Aaron Gordon is the COO of AppMakers USA, where he leads product strategy and client partnerships across the full lifecycle, from early discovery to launch. He helps founders translate vision into priorities, define the path to an MVP, and keep delivery moving without losing the point of the product. He grew up in the San Fernando Valley and now splits his time between Los Angeles and New York City, with interests that include technology, film, and games.
A year ago, adding AI to a mobile app meant bolting on a chat widget and calling it a feature. That era is over. In 2026, AI has moved from a visible add-on to an infrastructure decision, and it's changing what "building an app" actually means for the teams doing the work.
The shift shows up first in usage numbers. Sensor Tower's year-end data found that the total US audience for AI assistants topped 200 million by the end of last year, and more than half were accessing those assistants exclusively on mobile devices, up from roughly 13 million mobile-only users the year before. That's not a niche behavior anymore. It's the default way most people now reach AI at all, which means the app is no longer a wrapper around the model. The app is the product.
For the past several years, AI features in mobile apps followed the same basic pattern: the app captured input, sent it to a server, waited for a model to respond, and rendered the result. That pattern is breaking down, and not because cloud models got worse. It's breaking down because users now expect AI features to behave like native app features: instant, available offline, and private by default.
Apple's Neural Engine, Google's Tensor chips, and Qualcomm's on-device AI silicon have all matured to the point where running a capable model locally is a realistic option for consumer apps, not just a research demo. That changes the engineering conversation entirely. Instead of asking "which API do we call," teams are now asking "which parts of this feature can run on the device, and which parts genuinely need the cloud." Getting that split wrong is expensive in ways that don't show up until the app is already in users' hands.
Here's the part that doesn't make it into the keynote slides: on-device AI is a battery, memory, and fallback-path problem before it's a model problem. A locally running model that drains a phone's battery in an afternoon, or that locks up the UI thread during inference, will get uninstalled regardless of how good its output is. The model is the easy part. The packaging, the memory management, the graceful fallback when a device doesn't have the hardware to run inference locally, and the testing across dozens of device and OS combinations are where most AI feature timelines actually go sideways.
This is exactly the type of work that pushes product teams toward a dedicated mobile app development partner rather than retrofitting AI onto an existing app's roadmap with whatever capacity happens to be free. The teams getting this right treat AI features as an architecture decision made early, not a plugin added late.

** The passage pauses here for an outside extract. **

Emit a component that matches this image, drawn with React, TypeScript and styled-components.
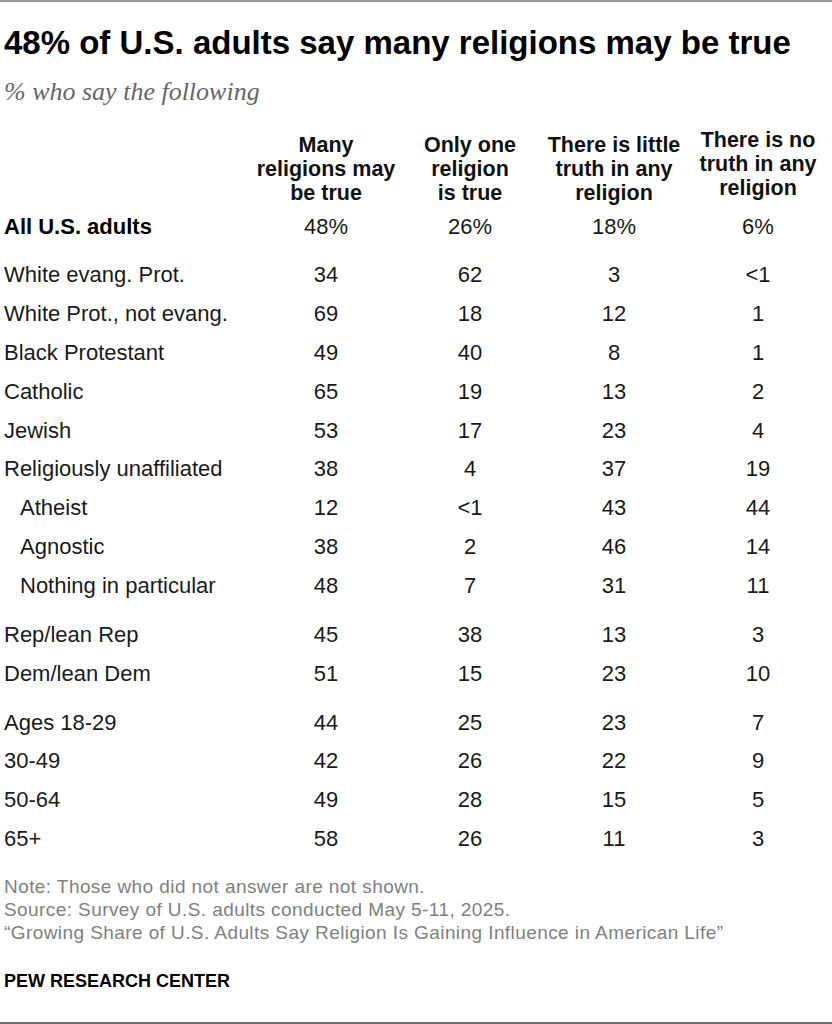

Retrofitting almost always costs more than building it in from the start, because the data flow, the caching layer, and the offline state all have to be re-thought rather than extended.
The platform split has also sharpened. Apple's approach to on-device intelligence, from Apple Intelligence's privacy-first design to the App Intents framework that lets AI features hook directly into system-level actions, is deliberately different from how Android handles the same problem. A model and pipeline built for one platform's AI stack rarely transfers cleanly to the other without real rework.

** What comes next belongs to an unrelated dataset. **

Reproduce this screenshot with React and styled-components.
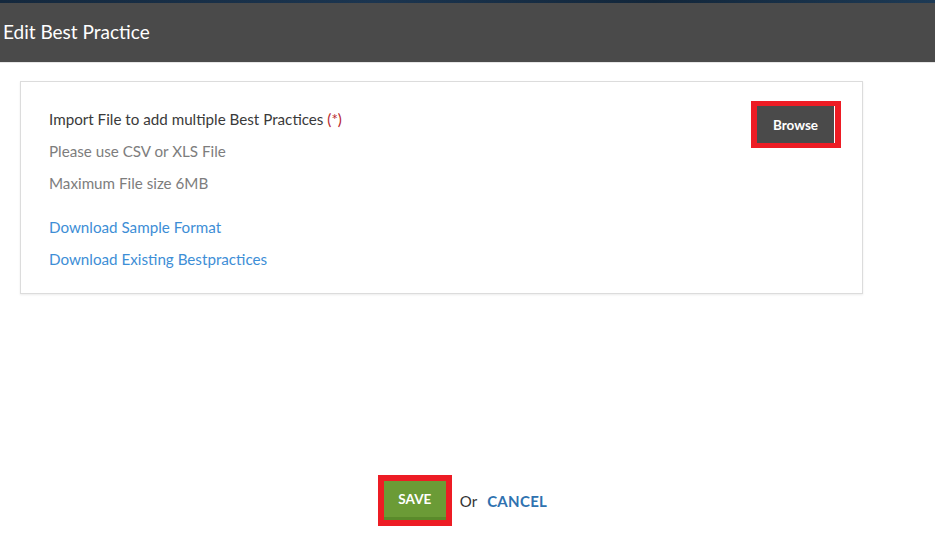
import React from "react";
import styled, { createGlobalStyle } from "styled-components";

const GlobalStyle = createGlobalStyle`
  html, body {
    margin: 0;
    padding: 0;
    background: #fff;
    font-family: Lato, "Open Sans", sans-serif;
  }
`;

function App() {
  return (
    <Page>
      <GlobalStyle />
      <TopStrip />
      <Header>
        <Title>Edit Best Practice</Title>
      </Header>
      <Main>
        <Card>
          <Info>
            <Line>
              Import File to add multiple Best Practices <Req>(*)</Req>
            </Line>
            <Line $muted>Please use CSV or XLS File</Line>
            <Line $muted>Maximum File size 6MB</Line>
            <Links>
              <LinkLine href="#">Download Sample Format</LinkLine>
              <LinkLine href="#">Download Existing Bestpractices</LinkLine>
            </Links>
          </Info>
          <Highlight $padY={5} $padX={6}>
            <BrowseButton>Browse</BrowseButton>
          </Highlight>
        </Card>
      </Main>
      <Footer>
        <Highlight $padY={6} $padX={6}>
          <SaveButton>SAVE</SaveButton>
        </Highlight>
        <OrText>Or</OrText>
        <CancelLink href="#">CANCEL</CancelLink>
      </Footer>
    </Page>
  );
}

const Page = styled.div`
  display: flex;
  flex-direction: column;
  height: 100vh;
`;

const TopStrip = styled.div`
  height: 3px;
  background: linear-gradient(90deg, #14283d, #1b3550 40%, #12263a 70%, #1d3a55);
`;

const Header = styled.header`
  height: 59px;
  background: #4a4a4a;
  border-bottom: 1px solid #e6e6e6;
  display: flex;
  align-items: center;
  padding-left: 3px;
`;

const Title = styled.h1`
  margin: 0 0 2px;
  color: #fff;
  font-size: 19px;
  font-weight: 400;
`;

const Main = styled.main`
  padding: 18px 72px 0 20px;
`;

const Card = styled.section`
  display: flex;
  justify-content: space-between;
  align-items: flex-start;
  border: 1px solid #dcdcdc;
  box-shadow: 0 1px 2px rgba(0, 0, 0, 0.08);
  padding: 19px 21px 18px 28px;
`;

const Info = styled.div`
  display: flex;
  flex-direction: column;
  padding-top: 2px;
`;

const Line = styled.div`
  font-size: 15.2px;
  line-height: 32px;
  color: ${(p) => (p.$muted ? "#7d7d7d" : "#3a3a3a")};
`;

const Req = styled.span`
  color: #b7282e;
`;

const Links = styled.div`
  display: flex;
  flex-direction: column;
  margin-top: 12px;
`;

const LinkLine = styled.a`
  font-size: 15.2px;
  line-height: 32px;
  color: #3d8ed6;
  text-decoration: none;
`;

const Highlight = styled.div`
  display: inline-flex;
  background: #ed1c24;
  padding: ${(p) => p.$padY}px ${(p) => p.$padX}px;
`;

const BrowseButton = styled.button`
  width: 78px;
  height: 37px;
  border: none;
  border-right: 1px solid #fff;
  background: #4a4a4a;
  color: #fff;
  font-family: Lato, sans-serif;
  font-size: 13.5px;
  font-weight: 700;
  padding: 0;
  cursor: pointer;
`;

const Footer = styled.footer`
  margin-top: auto;
  display: flex;
  align-items: center;
  justify-content: center;
  padding: 0 10px 12px 0;
`;

const SaveButton = styled.button`
  width: 62px;
  height: 39px;
  border: none;
  border-bottom: 3px solid #5a8a2a;
  background: #6b9b36;
  color: #fff;
  font-family: Lato, sans-serif;
  font-size: 13.5px;
  font-weight: 700;
  padding: 0;
  cursor: pointer;
`;

const OrText = styled.span`
  margin-left: 8px;
  font-size: 15px;
  color: #333;
`;

const CancelLink = styled.a`
  margin-left: 10px;
  font-size: 15px;
  font-weight: 700;
  color: #2f72b0;
  text-decoration: none;
  letter-spacing: 0.3px;
`;

export default App;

That's pushed specialized iOS development expertise further up the priority list for any team shipping AI features on Apple's platform. Knowing how to call a model API is no longer enough. Teams now need to understand Apple's specific constraints around on-device processing, App Store disclosure requirements for AI-generated content, and the Neural Engine's actual performance ceiling on the device generations a user base is really running. Get that platform-specific layer wrong, and a feature that demoed perfectly in a controlled environment turns sluggish or inconsistent the moment it reaches a wider range of real devices.

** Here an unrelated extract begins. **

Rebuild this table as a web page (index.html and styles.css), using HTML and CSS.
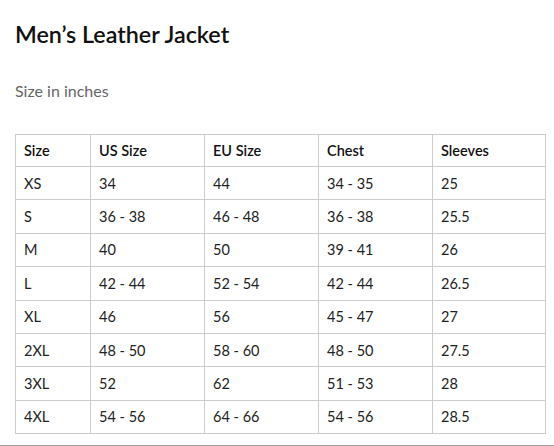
FILE: index.html
```html
<!DOCTYPE html>
<html lang="en">
<head>
<meta charset="utf-8">
<title>Men's Leather Jacket</title>
<link rel="stylesheet" href="styles.css">
</head>
<body>
<div class="page">
  <h1 class="title">Men’s Leather Jacket</h1>
  <p class="subtitle">Size in inches</p>
  <table class="chart">
    <colgroup>
      <col class="c1"><col class="c2"><col class="c3"><col class="c4"><col class="c5">
    </colgroup>
    <thead>
      <tr><th>Size</th><th>US Size</th><th>EU Size</th><th>Chest</th><th>Sleeves</th></tr>
    </thead>
    <tbody>
      <tr><td>XS</td><td>34</td><td>44</td><td>34 - 35</td><td>25</td></tr>
      <tr><td>S</td><td>36 - 38</td><td>46 - 48</td><td>36 - 38</td><td>25.5</td></tr>
      <tr><td>M</td><td>40</td><td>50</td><td>39 - 41</td><td>26</td></tr>
      <tr><td>L</td><td>42 - 44</td><td>52 - 54</td><td>42 - 44</td><td>26.5</td></tr>
      <tr><td>XL</td><td>46</td><td>56</td><td>45 - 47</td><td>27</td></tr>
      <tr><td>2XL</td><td>48 - 50</td><td>58 - 60</td><td>48 - 50</td><td>27.5</td></tr>
      <tr><td>3XL</td><td>52</td><td>62</td><td>51 - 53</td><td>28</td></tr>
      <tr><td>4XL</td><td>54 - 56</td><td>64 - 66</td><td>54 - 56</td><td>28.5</td></tr>
    </tbody>
  </table>
</div>
</body>
</html>
```
FILE: styles.css
```css
html, body {
  margin: 0;
  padding: 0;
  background: #fff;
}
body {
  font-family: "Lato", "Open Sans", sans-serif;
  color: #222;
}
.page {
  padding: 20px 10px 11px 15px;
  border-bottom: 1px solid #9a9a9a;
}
.title {
  margin: 0;
  font-size: 23.3px;
  line-height: 28px;
  font-weight: 600;
  color: #111;
}
.subtitle {
  margin: 33px 0 0;
  font-size: 16px;
  line-height: 20px;
  color: #666;
}
.chart {
  margin-top: 33px;
  width: 530px;
  border-collapse: collapse;
  table-layout: fixed;
  font-size: 14.5px;
}
.c1 { width: 75px; }
.c2 { width: 114px; }
.c3 { width: 114px; }
.c4 { width: 114px; }
.c5 { width: 113px; }
.chart th,
.chart td {
  border: 1px solid #cccccc;
  text-align: left;
  padding: 0 8px;
}
.chart th {
  height: 31px;
  font-weight: 600;
  color: #111;
}
.chart td {
  height: 32.4px;
  color: #222;
}
```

For product and engineering leaders deciding how to staff an AI-feature build, a few questions separate a smooth rollout from a six-month detour:
Does the team have hands-on experience with on-device inference, not just API integration?
Is there a clear, tested fallback path for devices that can't run the model locally?
Has the architecture been designed for AI from the outset, rather than adapted after the fact?
Does the team understand the platform-specific rules, especially on iOS, where Apple's review process and hardware constraints are unusually strict?
A development partner without direct experience answering these questions will end up learning the hard parts on the client's budget and timeline. That's a more expensive lesson than most founders expect, and it's avoidable with the right questions asked before a single line of code gets written.
What's happening in mobile development right now isn't really about AI getting smarter. It's about AI becoming infrastructure, the same way push notifications, offline sync, and biometric auth became infrastructure a decade ago. Once something becomes infrastructure, the teams that win aren't the ones with the flashiest demo. They're the ones who treated it as a core architectural decision from day one.
That's the quieter story behind every AI feature that feels instant, private, and reliable on a phone in 2026. The visible part is the interface. The real work happened underneath it.